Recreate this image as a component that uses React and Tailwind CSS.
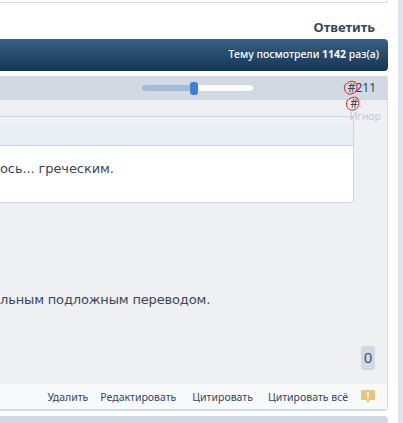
const ACTIONS = [
  { label: "Удалить", gap: "mr-[12px]" },
  { label: "Редактировать", gap: "mr-[16px]" },
  { label: "Цитировать", gap: "mr-[15px]" },
  { label: "Цитировать всё", gap: "mr-[13px]" },
];

function Slider() {
  return (
    <div className="flex h-[6px] w-[111px] items-center rounded-full bg-white">
      <div className="h-[6px] w-[48px] rounded-l-full bg-[#a3bcd9]" />
      <div className="h-[13px] w-[8px] rounded-[3px] bg-[#3b81dc]" />
    </div>
  );
}

function RedMark({ children }) {
  return (
    <span className="relative inline-block">
      {children}
      <svg className="absolute left-[-5px] top-1/2 -translate-y-1/2" width="16" height="16" viewBox="0 0 16 16" fill="none">
        <path d="M2 5C5 1 11 0 13 3C15 7 14 13 8 14C3 15 0 9 2 5Z" stroke="#f01818" strokeWidth="1" />
      </svg>
    </span>
  );
}

export default function App() {
  return (
    <div className="h-[423px] w-[403px] overflow-hidden bg-white font-['Noto_Sans',sans-serif] text-[12px]">
      <div className="flex h-full">
        <div className="w-[388px] shrink-0">
          <div className="h-[3px] rounded-br-[3px] border-b border-r border-[#d3deea]" />
          <div className="flex h-[36px] items-end justify-end pb-[2px] pr-[13px] text-[13px] font-bold text-[#34475f]">
            Ответить
          </div>
          <div className="flex h-[32px] items-center justify-end rounded-r-[4px] bg-gradient-to-b from-[#3a6085] to-[#143656] pr-[9px] text-[10.5px] font-medium text-white">
            <span>Тему посмотрели <b>1142</b> раз(а)</span>
          </div>

          <div className="mt-[5px] rounded-r-[4px] border-b-[2px] border-r border-[#d0dcea] bg-[#eef0f4]">
            <div className="flex h-[24px] items-center bg-[#d3d9e2] pl-[142px] pr-[11px]">
              <Slider />
              <span className="ml-auto text-[#34475f]"><RedMark>#</RedMark>211</span>
            </div>
            <div className="flex h-[284px] flex-col">
              <div className="flex h-[16px] items-start justify-end pr-[29px] leading-[7px] text-[#34475f]"><RedMark>#</RedMark></div>
              <div className="mr-[33px] h-[87px] rounded-br-[4px] border-b border-r border-t border-[#c8d8ea] bg-white">
                <div className="h-[29px] border-b border-[#c8d8ea] bg-gradient-to-b from-[#eef1f6] to-[#e8edf5]" />
                <p className="whitespace-nowrap pt-[13px] font-['DejaVu_Sans',sans-serif] text-[13px] tracking-[-0.1px] text-[#3c4654]">ось... греческим.</p>
              </div>
              <p className="mt-[87px] whitespace-nowrap font-['DejaVu_Sans',sans-serif] text-[13px] tracking-[-0.15px] text-[#3c4654]">льным подложным переводом.</p>
              <div className="mr-[12px] mt-[36px] flex justify-end">
                <span className="flex h-[24px] w-[14px] items-center justify-center rounded-[3px] bg-[#d3d9e2] text-[15px] text-[#34577f]">0</span>
              </div>
            </div>
            <div className="flex h-[25px] items-center justify-end bg-[#f8f9fb] pr-[12px] pt-[2px] text-[10.5px] text-[#34475f]">
              {ACTIONS.map(({ label, gap }) => (
                <span key={label} className={`whitespace-nowrap ${gap}`}>{label}</span>
              ))}
              <svg className="mb-[2px]" width="14" height="14" viewBox="0 0 14 14">
                <path d="M0 0H14V10H9L7 13L5 10H0Z" fill="#e3c77e" />
                <rect x="6" y="2" width="2" height="5" fill="#f7ecd0" />
                <rect x="6" y="8" width="2" height="1" fill="#f7ecd0" />
              </svg>
            </div>
          </div>
          <div className="mt-[5px] h-[10px] rounded-tr-[4px] bg-[#d3d9e2]" />
        </div>
        <div className="ml-[10px] flex-1 bg-[#dfe3eb]" />
      </div>
      <span className="absolute right-[22px] top-[111px] text-[10.5px] leading-none text-[#c4c8d6]">Игнор</span>
    </div>
  );
}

What to do :: Write out the material above once more, exactly as it reads, with no pictures.

Response for this exercise ::
Recreate this image as a component that uses React and Tailwind CSS.
const ACTIONS = [
  { label: "Удалить", gap: "mr-[12px]" },
  { label: "Редактировать", gap: "mr-[16px]" },
  { label: "Цитировать", gap: "mr-[15px]" },
  { label: "Цитировать всё", gap: "mr-[13px]" },
];

function Slider() {
  return (
    <div className="flex h-[6px] w-[111px] items-center rounded-full bg-white">
      <div className="h-[6px] w-[48px] rounded-l-full bg-[#a3bcd9]" />
      <div className="h-[13px] w-[8px] rounded-[3px] bg-[#3b81dc]" />
    </div>
  );
}

function RedMark({ children }) {
  return (
    <span className="relative inline-block">
      {children}
      <svg className="absolute left-[-5px] top-1/2 -translate-y-1/2" width="16" height="16" viewBox="0 0 16 16" fill="none">
        <path d="M2 5C5 1 11 0 13 3C15 7 14 13 8 14C3 15 0 9 2 5Z" stroke="#f01818" strokeWidth="1" />
      </svg>
    </span>
  );
}

export default function App() {
  return (
    <div className="h-[423px] w-[403px] overflow-hidden bg-white font-['Noto_Sans',sans-serif] text-[12px]">
      <div className="flex h-full">
        <div className="w-[388px] shrink-0">
          <div className="h-[3px] rounded-br-[3px] border-b border-r border-[#d3deea]" />
          <div className="flex h-[36px] items-end justify-end pb-[2px] pr-[13px] text-[13px] font-bold text-[#34475f]">
            Ответить
          </div>
          <div className="flex h-[32px] items-center justify-end rounded-r-[4px] bg-gradient-to-b from-[#3a6085] to-[#143656] pr-[9px] text-[10.5px] font-medium text-white">
            <span>Тему посмотрели <b>1142</b> раз(а)</span>
          </div>

          <div className="mt-[5px] rounded-r-[4px] border-b-[2px] border-r border-[#d0dcea] bg-[#eef0f4]">
            <div className="flex h-[24px] items-center bg-[#d3d9e2] pl-[142px] pr-[11px]">
              <Slider />
              <span className="ml-auto text-[#34475f]"><RedMark>#</RedMark>211</span>
            </div>
            <div className="flex h-[284px] flex-col">
              <div className="flex h-[16px] items-start justify-end pr-[29px] leading-[7px] text-[#34475f]"><RedMark>#</RedMark></div>
              <div className="mr-[33px] h-[87px] rounded-br-[4px] border-b border-r border-t border-[#c8d8ea] bg-white">
                <div className="h-[29px] border-b border-[#c8d8ea] bg-gradient-to-b from-[#eef1f6] to-[#e8edf5]" />
                <p className="whitespace-nowrap pt-[13px] font-['DejaVu_Sans',sans-serif] text-[13px] tracking-[-0.1px] text-[#3c4654]">ось... греческим.</p>
              </div>
              <p className="mt-[87px] whitespace-nowrap font-['DejaVu_Sans',sans-serif] text-[13px] tracking-[-0.15px] text-[#3c4654]">льным подложным переводом.</p>
              <div className="mr-[12px] mt-[36px] flex justify-end">
                <span className="flex h-[24px] w-[14px] items-center justify-center rounded-[3px] bg-[#d3d9e2] text-[15px] text-[#34577f]">0</span>
              </div>
            </div>
            <div className="flex h-[25px] items-center justify-end bg-[#f8f9fb] pr-[12px] pt-[2px] text-[10.5px] text-[#34475f]">
              {ACTIONS.map(({ label, gap }) => (
                <span key={label} className={`whitespace-nowrap ${gap}`}>{label}</span>
              ))}
              <svg className="mb-[2px]" width="14" height="14" viewBox="0 0 14 14">
                <path d="M0 0H14V10H9L7 13L5 10H0Z" fill="#e3c77e" />
                <rect x="6" y="2" width="2" height="5" fill="#f7ecd0" />
                <rect x="6" y="8" width="2" height="1" fill="#f7ecd0" />
              </svg>
            </div>
          </div>
          <div className="mt-[5px] h-[10px] rounded-tr-[4px] bg-[#d3d9e2]" />
        </div>
        <div className="ml-[10px] flex-1 bg-[#dfe3eb]" />
      </div>
      <span className="absolute right-[22px] top-[111px] text-[10.5px] leading-none text-[#c4c8d6]">Игнор</span>
    </div>
  );
}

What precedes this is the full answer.